The likelihood of any of the almost $80 billion ‘investments’ being recovered is very low. As with Badgerys Creek airport, no real investor is interested in what is expected to be a white elephant. They can buy it later at a knock-down price with the taxpayer paying the difference.

The second Labor rort the LINOs love is to raid the defence budget for electoral purposes. Hence the $50 billion deal to buy twelve French submarines to prop up Christopher Pyne’s and others’ seats.

In what can only be called a conspiracy, both sides hope that voters will be dazzled by their respective magician’s tricks and ignore the far more serious problems which, absent a return of a leader of the calibre of Tony Abbott, are doomed to continue.
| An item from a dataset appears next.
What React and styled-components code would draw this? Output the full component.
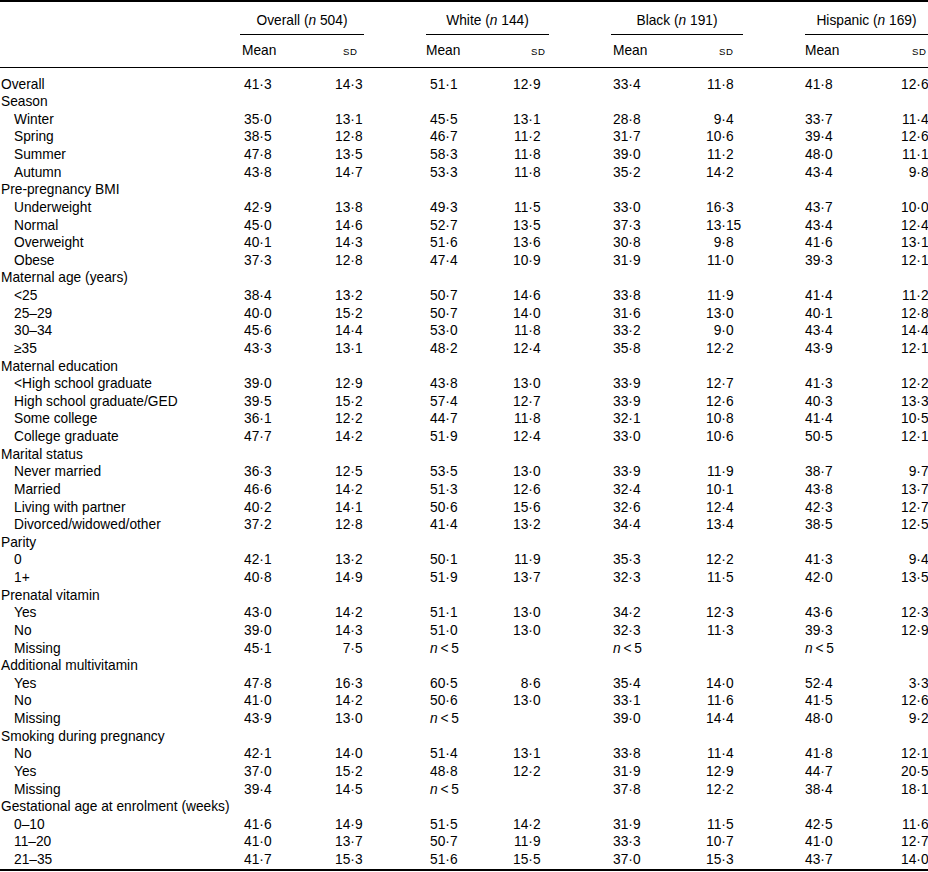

If not corrected, these will inevitably end in tragedy.

The most destructive trickery has been to turn what once was a country rejoicing in the cheapest electricity in the world to one with the most expensive, and without the benefit of a domestic gas reservation policy. Another is to continue to tolerate the gouging at the pump by the oil companies’ oligopoly. With no interest in harvesting water, another is to impose a rate of non-skilled immigration far beyond our capacity.

Apart from their debt, both LINOs and Labor are united in continuing the scandalous waste which results from Canberra moving in on areas constitutionally the preserve of the states. On one expert calculation, this means they are pouring around $190 billion down the drain not once but in each and every year.

Education is a woeful example. It’s like having two drivers for the one car. In the bickering and confusion, the cultural Marxists have slipped in to take control with their increasingly outrageous and degraded curriculum. In comparison even with poor countries, standards are collapsing. The voters see little difference between the LINOS and Labor. Although they trust neither, they are tempted to give Labor a go without realising Shorten will be worse.

The solution is bring back the great campaigner, Tony Abbott. Crucially he’d offer a significantly different, superior and electorally attractive agenda.